> _Request_
Would you retype, exactly and without the pictures, the lines between the line holding "Give me the" and the line holding "import React from 'react';", inclusive, and nothing else?

----- Records to use -----

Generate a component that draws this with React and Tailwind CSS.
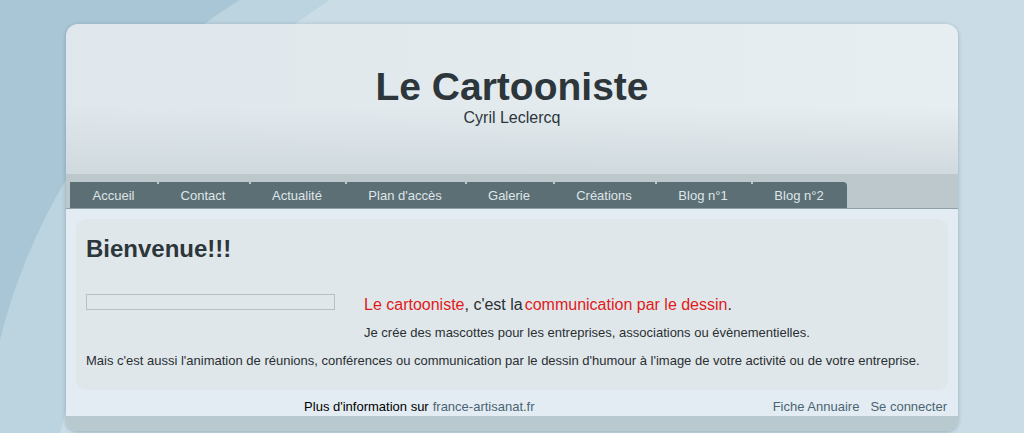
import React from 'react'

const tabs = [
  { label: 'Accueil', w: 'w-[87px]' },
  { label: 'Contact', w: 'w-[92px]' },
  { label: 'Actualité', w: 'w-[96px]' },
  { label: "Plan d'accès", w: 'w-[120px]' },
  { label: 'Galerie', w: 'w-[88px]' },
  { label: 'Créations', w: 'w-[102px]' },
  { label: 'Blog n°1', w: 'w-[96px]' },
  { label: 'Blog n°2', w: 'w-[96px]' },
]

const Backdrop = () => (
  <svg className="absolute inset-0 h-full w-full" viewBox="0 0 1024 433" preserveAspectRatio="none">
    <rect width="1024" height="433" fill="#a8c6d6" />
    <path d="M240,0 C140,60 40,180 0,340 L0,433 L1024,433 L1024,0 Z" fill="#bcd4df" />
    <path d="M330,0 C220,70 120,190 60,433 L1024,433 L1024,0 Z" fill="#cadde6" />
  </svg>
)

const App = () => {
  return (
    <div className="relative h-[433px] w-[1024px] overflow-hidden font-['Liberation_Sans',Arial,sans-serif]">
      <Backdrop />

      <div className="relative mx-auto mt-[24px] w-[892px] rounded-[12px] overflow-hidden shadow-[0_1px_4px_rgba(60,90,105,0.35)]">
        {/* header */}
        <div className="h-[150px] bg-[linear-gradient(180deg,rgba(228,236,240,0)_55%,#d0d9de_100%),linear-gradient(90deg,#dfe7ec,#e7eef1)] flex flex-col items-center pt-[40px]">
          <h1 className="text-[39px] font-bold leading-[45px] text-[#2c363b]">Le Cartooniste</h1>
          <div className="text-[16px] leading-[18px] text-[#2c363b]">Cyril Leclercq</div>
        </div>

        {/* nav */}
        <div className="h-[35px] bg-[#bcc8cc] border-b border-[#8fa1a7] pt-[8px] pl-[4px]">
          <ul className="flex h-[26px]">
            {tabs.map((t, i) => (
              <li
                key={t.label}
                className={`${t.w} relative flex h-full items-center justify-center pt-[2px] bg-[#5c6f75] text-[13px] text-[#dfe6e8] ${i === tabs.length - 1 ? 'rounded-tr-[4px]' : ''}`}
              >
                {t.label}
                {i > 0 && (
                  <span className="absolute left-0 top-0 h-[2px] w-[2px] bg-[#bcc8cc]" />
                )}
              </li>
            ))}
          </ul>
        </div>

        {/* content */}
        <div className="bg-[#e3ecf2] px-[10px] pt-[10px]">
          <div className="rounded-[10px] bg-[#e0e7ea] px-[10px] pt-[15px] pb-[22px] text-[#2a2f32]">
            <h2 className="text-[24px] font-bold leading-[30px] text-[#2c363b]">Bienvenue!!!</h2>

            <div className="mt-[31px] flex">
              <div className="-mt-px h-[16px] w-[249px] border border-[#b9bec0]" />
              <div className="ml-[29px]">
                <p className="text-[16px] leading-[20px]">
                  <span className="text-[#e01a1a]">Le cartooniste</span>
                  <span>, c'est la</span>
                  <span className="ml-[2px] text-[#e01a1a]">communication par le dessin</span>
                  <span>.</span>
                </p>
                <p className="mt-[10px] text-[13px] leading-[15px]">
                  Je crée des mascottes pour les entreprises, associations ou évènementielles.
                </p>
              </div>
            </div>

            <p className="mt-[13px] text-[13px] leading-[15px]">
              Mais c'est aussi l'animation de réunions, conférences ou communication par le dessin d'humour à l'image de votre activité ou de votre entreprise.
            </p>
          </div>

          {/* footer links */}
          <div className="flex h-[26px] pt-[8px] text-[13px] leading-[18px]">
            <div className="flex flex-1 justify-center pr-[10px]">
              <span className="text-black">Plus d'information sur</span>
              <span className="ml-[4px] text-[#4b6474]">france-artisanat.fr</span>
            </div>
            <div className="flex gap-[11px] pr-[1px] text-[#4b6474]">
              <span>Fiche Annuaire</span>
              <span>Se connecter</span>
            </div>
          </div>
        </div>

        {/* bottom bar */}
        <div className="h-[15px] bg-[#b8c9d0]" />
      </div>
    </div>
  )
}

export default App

-----
----- Records to use -----

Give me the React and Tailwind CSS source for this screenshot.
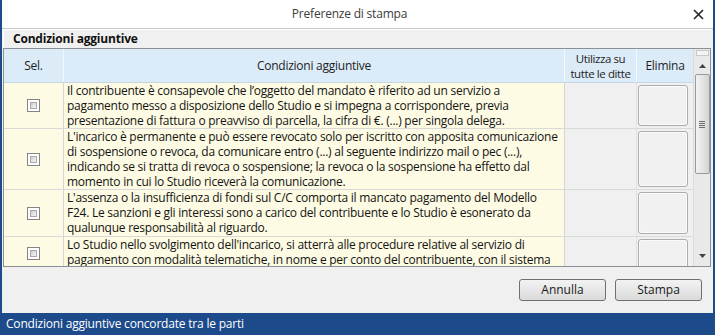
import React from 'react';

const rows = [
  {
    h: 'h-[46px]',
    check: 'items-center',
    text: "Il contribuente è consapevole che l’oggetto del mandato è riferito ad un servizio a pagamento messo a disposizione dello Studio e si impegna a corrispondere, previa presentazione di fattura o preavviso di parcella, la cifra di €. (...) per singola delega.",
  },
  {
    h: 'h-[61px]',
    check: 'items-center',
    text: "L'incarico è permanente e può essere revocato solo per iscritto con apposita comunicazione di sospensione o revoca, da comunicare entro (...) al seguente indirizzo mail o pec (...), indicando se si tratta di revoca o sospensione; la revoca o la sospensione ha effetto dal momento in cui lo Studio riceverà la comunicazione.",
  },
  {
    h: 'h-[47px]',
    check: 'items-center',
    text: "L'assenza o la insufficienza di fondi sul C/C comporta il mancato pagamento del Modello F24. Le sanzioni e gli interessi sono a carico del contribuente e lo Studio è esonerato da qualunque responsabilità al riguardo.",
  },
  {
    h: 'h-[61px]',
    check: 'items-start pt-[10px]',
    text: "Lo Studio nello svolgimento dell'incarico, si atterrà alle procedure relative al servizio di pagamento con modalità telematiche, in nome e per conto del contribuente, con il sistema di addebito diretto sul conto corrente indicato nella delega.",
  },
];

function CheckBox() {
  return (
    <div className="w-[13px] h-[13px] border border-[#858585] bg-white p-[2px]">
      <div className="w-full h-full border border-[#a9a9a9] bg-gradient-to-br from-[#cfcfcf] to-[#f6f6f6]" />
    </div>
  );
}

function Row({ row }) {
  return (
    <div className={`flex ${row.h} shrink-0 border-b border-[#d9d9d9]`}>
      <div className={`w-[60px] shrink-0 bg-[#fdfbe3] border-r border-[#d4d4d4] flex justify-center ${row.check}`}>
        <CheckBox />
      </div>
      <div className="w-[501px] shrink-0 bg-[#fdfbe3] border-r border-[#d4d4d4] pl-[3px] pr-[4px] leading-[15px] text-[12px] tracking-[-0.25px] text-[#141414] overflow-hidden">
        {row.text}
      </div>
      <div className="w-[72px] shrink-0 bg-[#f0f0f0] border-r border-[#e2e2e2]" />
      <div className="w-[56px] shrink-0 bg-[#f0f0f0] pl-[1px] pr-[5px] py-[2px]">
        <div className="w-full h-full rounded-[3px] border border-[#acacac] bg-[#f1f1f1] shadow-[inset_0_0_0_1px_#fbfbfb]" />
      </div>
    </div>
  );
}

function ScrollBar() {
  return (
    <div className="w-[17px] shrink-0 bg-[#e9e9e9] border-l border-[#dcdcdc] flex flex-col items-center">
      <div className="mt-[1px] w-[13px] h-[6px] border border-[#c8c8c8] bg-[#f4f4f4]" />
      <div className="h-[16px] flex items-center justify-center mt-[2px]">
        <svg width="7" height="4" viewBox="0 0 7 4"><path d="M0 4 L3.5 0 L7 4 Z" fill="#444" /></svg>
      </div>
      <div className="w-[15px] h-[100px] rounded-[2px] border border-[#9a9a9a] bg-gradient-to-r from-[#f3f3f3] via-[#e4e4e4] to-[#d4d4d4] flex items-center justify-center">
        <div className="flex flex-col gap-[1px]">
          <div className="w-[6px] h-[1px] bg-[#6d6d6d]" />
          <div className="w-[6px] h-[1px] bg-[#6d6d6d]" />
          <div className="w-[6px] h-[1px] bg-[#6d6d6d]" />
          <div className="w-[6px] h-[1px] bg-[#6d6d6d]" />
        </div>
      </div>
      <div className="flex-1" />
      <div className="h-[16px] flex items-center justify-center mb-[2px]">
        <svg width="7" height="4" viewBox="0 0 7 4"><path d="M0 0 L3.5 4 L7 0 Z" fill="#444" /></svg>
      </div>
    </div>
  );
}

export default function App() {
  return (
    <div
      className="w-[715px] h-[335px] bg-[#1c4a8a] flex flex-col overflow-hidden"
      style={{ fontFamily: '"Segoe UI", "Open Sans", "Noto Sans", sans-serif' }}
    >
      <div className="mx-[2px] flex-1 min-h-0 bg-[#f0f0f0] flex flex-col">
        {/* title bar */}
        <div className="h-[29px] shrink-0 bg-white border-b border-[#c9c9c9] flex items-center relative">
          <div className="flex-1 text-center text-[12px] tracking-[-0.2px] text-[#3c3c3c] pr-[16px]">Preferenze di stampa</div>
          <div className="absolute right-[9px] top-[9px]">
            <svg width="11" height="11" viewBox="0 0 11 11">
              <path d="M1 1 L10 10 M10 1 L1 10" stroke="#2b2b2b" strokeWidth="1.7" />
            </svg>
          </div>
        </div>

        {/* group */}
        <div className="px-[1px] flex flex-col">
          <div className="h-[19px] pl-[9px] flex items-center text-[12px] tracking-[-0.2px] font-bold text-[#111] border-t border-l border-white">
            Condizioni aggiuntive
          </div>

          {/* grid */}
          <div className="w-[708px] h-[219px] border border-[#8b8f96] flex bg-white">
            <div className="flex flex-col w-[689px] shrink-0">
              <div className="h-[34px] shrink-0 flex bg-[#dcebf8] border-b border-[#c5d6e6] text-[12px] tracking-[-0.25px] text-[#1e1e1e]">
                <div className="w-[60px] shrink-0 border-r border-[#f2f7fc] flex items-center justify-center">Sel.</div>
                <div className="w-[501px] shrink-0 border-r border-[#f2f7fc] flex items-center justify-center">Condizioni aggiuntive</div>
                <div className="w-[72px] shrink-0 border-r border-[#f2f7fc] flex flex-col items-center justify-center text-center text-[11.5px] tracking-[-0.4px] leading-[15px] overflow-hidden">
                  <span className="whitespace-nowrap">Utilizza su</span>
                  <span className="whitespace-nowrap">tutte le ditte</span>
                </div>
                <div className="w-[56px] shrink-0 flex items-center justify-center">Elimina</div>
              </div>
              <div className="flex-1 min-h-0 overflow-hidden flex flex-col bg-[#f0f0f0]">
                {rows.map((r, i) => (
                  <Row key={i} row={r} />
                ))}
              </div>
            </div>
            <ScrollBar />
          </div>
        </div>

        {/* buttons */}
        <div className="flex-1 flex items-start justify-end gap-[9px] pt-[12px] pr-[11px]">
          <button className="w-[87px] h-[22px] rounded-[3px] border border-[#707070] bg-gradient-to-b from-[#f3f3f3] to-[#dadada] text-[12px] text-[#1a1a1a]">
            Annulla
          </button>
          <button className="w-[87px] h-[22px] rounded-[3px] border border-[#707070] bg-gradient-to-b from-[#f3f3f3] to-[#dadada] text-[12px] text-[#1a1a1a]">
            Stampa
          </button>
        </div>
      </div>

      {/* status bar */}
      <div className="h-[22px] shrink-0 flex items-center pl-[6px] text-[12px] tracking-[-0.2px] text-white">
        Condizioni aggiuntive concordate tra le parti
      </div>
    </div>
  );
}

-----

> _Exercise result_
Give me the React and Tailwind CSS source for this screenshot.
import React from 'react';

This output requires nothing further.